Sunday, January 27, 2019

Triangle Quilt-A-Long

Last year Bernina (the sewing machine company) hosted a Quilt-A-Long for a Triangle Quilt. As a Quilt with triangles was on my quilting bucket list and as I had a nice layer cake that should be enough for the required triangles, I decided to go along.
Once every couple of weeks a pattern for a new set of triangles was posted on the Bernina blog and I sewed happily along with hundreds of other women (and men, I presume), making different triangles in different techniques. It was fun, really. A noticed fairly soon, that my thinking that I could swap out yardage with a layer cake was a bit on the optimistic side, but I still managed to finish all triangles with the fabric I had (there was some creative fudging required, but in the end it was just enough)
I finished the rows a couple of months ago, but then the whole thing sat in its box.
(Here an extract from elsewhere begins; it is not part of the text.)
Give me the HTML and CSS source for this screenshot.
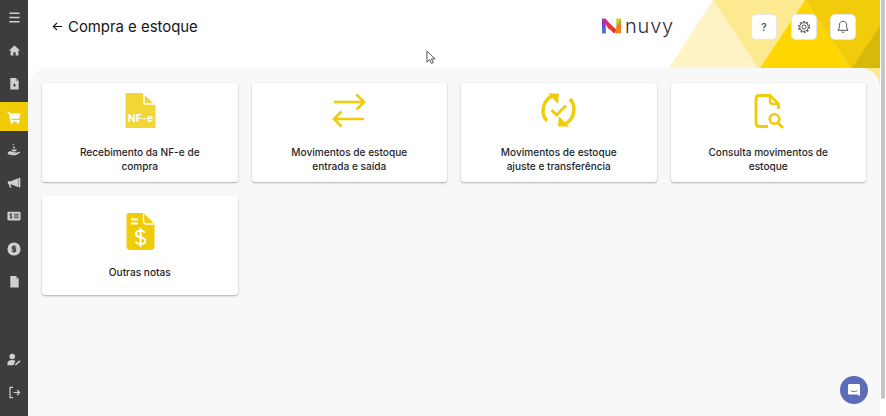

After x-mas I pulled those rows out and finally finished the top. Not all points are perfectly aligned, but nothing to obviously is standing out, so I'm content.
The top is huge (216 x 202 cm - 85 x 80 inches), and finding a place in my appartment to take pictures of wasn't so easy (and, I just can't get the complete top to show - I promise the right hand side is nothing too exciting, really).
I'm looking forward to quilting it, though handling this much fabric will be a chore. I hope to get to it before summer, as I already have a receptient in mind.